Write out the entire listing below exactly, with the pictures left out.

┌────────

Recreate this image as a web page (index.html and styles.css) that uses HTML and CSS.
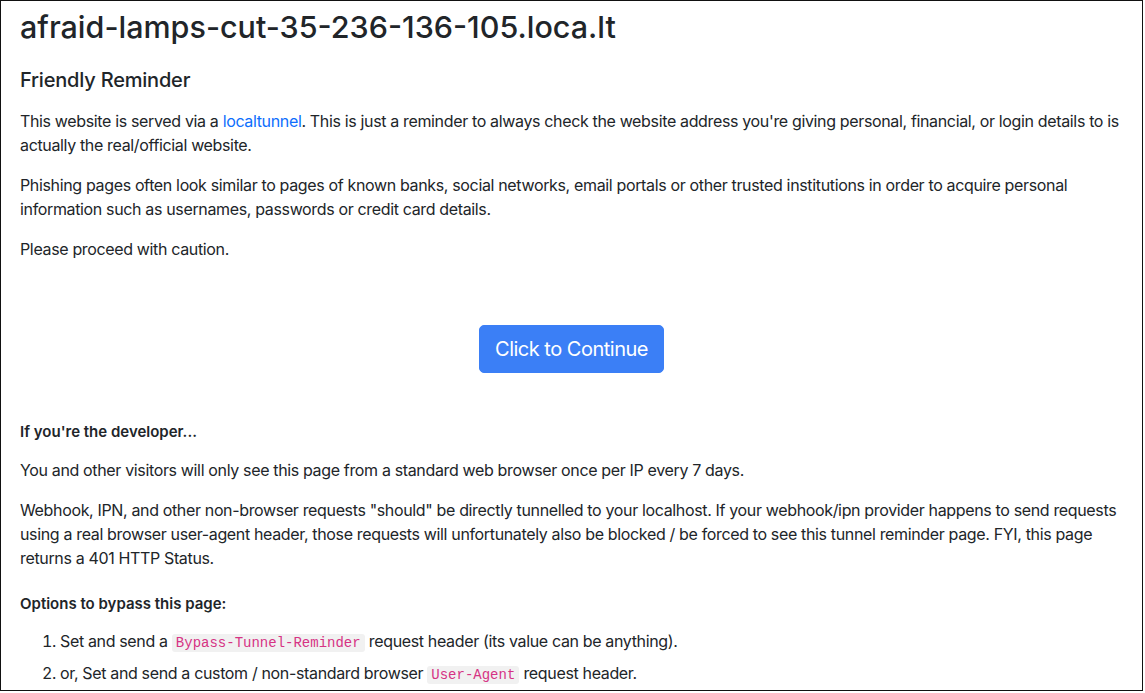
FILE: index.html
```html
<!DOCTYPE html>
<html lang="en">
<head>
<meta charset="utf-8">
<title>afraid-lamps-cut-35-236-136-105.loca.lt</title>
<link rel="stylesheet" href="styles.css">
</head>
<body>
<div class="frame">
  <main class="page">
    <h1 class="title">afraid-lamps-cut-35-236-136-105.loca.lt</h1>
    <h5 class="subtitle">Friendly Reminder</h5>
    <p>This website is served via a <a href="#">localtunnel</a>. This is just a reminder to always check the website address you're giving personal, financial, or login details to is actually the real/official website.</p>
    <p>Phishing pages often look similar to pages of known banks, social networks, email portals or other trusted institutions in order to acquire personal information such as usernames, passwords or credit card details.</p>
    <p>Please proceed with caution.</p>
    <div class="actions">
      <button class="btn-primary" type="button">Click to Continue</button>
    </div>
    <h6 class="dev-title">If you're the developer...</h6>
    <p>You and other visitors will only see this page from a standard web browser once per IP every 7 days.</p>
    <p>Webhook, IPN, and other non-browser requests "should" be directly tunnelled to your localhost. If your webhook/ipn provider happens to send requests using a real browser user-agent header, those requests will unfortunately also be blocked / be forced to see this tunnel reminder page. FYI, this page returns a 401 HTTP Status.</p>
    <h6 class="dev-title options">Options to bypass this page:</h6>
    <ol class="options-list">
      <li>Set and send a <code>Bypass-Tunnel-Reminder</code> request header (its value can be anything).</li>
      <li>or, Set and send a custom / non-standard browser <code>User-Agent</code> request header.</li>
    </ol>
  </main>
</div>
</body>
</html>
```

FILE: styles.css
```css
html, body {
  margin: 0;
  padding: 0;
  background: #ffffff;
}

body {
  font-family: Inter, "Noto Sans", "Liberation Sans", sans-serif;
  font-size: 16px;
  line-height: 24px;
  letter-spacing: -0.35px;
  color: #212529;
}

.frame {
  box-sizing: border-box;
  width: 1143px;
  height: 691px;
  border: 1.5px solid #111;
  overflow: hidden;
}

.page {
  padding: 9px 19px 0 19px;
}

.title {
  margin: 0 0 24px 0;
  font-size: 30.5px;
  font-weight: 500;
  line-height: 34px;
  letter-spacing: 0;
}

.subtitle {
  margin: 0 0 17px 0;
  font-size: 20px;
  font-weight: 500;
  line-height: 24px;
  letter-spacing: -0.2px;
}

p {
  margin: 0 0 16px 0;
}

a {
  color: #0d6efd;
  text-decoration: none;
}

.actions {
  display: flex;
  justify-content: center;
  padding-top: 48px;
  margin-bottom: 49px;
}

.btn-primary {
  font-family: inherit;
  font-size: 20px;
  line-height: 30px;
  letter-spacing: -0.5px;
  padding: 8px 15px;
  color: #fff;
  background: #3b7ff6;
  border: 1px solid #3b7ff6;
  border-radius: 5px;
  cursor: pointer;
}

.dev-title {
  margin: 0 0 16px 0;
  font-size: 15px;
  font-weight: 600;
  line-height: 20px;
  letter-spacing: 0;
}

.options {
  margin-top: 24px;
  margin-bottom: 15px;
}

.options-list {
  margin: 0;
  padding-left: 40px;
}

.options-list li {
  margin-bottom: 8px;
}

code {
  font-family: "Liberation Mono", "Courier New", monospace;
  font-size: 14px;
  line-height: 1;
  letter-spacing: 0;
  color: #d63384;
  background: #f1f1f1;
  padding: 1px 4px;
  border-radius: 3px;
}
```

└────────

— TASK RESULT —
Recreate this image as a web page (index.html and styles.css) that uses HTML and CSS.
FILE: index.html
```html
<!DOCTYPE html>
<html lang="en">
<head>
<meta charset="utf-8">
<title>afraid-lamps-cut-35-236-136-105.loca.lt</title>
<link rel="stylesheet" href="styles.css">
</head>
<body>
<div class="frame">
  <main class="page">
    <h1 class="title">afraid-lamps-cut-35-236-136-105.loca.lt</h1>
    <h5 class="subtitle">Friendly Reminder</h5>
    <p>This website is served via a <a href="#">localtunnel</a>. This is just a reminder to always check the website address you're giving personal, financial, or login details to is actually the real/official website.</p>
    <p>Phishing pages often look similar to pages of known banks, social networks, email portals or other trusted institutions in order to acquire personal information such as usernames, passwords or credit card details.</p>
    <p>Please proceed with caution.</p>
    <div class="actions">
      <button class="btn-primary" type="button">Click to Continue</button>
    </div>
    <h6 class="dev-title">If you're the developer...</h6>
    <p>You and other visitors will only see this page from a standard web browser once per IP every 7 days.</p>
    <p>Webhook, IPN, and other non-browser requests "should" be directly tunnelled to your localhost. If your webhook/ipn provider happens to send requests using a real browser user-agent header, those requests will unfortunately also be blocked / be forced to see this tunnel reminder page. FYI, this page returns a 401 HTTP Status.</p>
    <h6 class="dev-title options">Options to bypass this page:</h6>
    <ol class="options-list">
      <li>Set and send a <code>Bypass-Tunnel-Reminder</code> request header (its value can be anything).</li>
      <li>or, Set and send a custom / non-standard browser <code>User-Agent</code> request header.</li>
    </ol>
  </main>
</div>
</body>
</html>
```

FILE: styles.css
```css
html, body {
  margin: 0;
  padding: 0;
  background: #ffffff;
}

body {
  font-family: Inter, "Noto Sans", "Liberation Sans", sans-serif;
  font-size: 16px;
  line-height: 24px;
  letter-spacing: -0.35px;
  color: #212529;
}

.frame {
  box-sizing: border-box;
  width: 1143px;
  height: 691px;
  border: 1.5px solid #111;
  overflow: hidden;
}

.page {
  padding: 9px 19px 0 19px;
}

.title {
  margin: 0 0 24px 0;
  font-size: 30.5px;
  font-weight: 500;
  line-height: 34px;
  letter-spacing: 0;
}

.subtitle {
  margin: 0 0 17px 0;
  font-size: 20px;
  font-weight: 500;
  line-height: 24px;
  letter-spacing: -0.2px;
}

p {
  margin: 0 0 16px 0;
}

a {
  color: #0d6efd;
  text-decoration: none;
}

.actions {
  display: flex;
  justify-content: center;
  padding-top: 48px;
  margin-bottom: 49px;
}

.btn-primary {
  font-family: inherit;
  font-size: 20px;
  line-height: 30px;
  letter-spacing: -0.5px;
  padding: 8px 15px;
  color: #fff;
  background: #3b7ff6;
  border: 1px solid #3b7ff6;
  border-radius: 5px;
  cursor: pointer;
}

.dev-title {
  margin: 0 0 16px 0;
  font-size: 15px;
  font-weight: 600;
  line-height: 20px;
  letter-spacing: 0;
}

.options {
  margin-top: 24px;
  margin-bottom: 15px;
}

.options-list {
  margin: 0;
  padding-left: 40px;
}

.options-list li {
  margin-bottom: 8px;
}

code {
  font-family: "Liberation Mono", "Courier New", monospace;
  font-size: 14px;
  line-height: 1;
  letter-spacing: 0;
  color: #d63384;
  background: #f1f1f1;
  padding: 1px 4px;
  border-radius: 3px;
}
```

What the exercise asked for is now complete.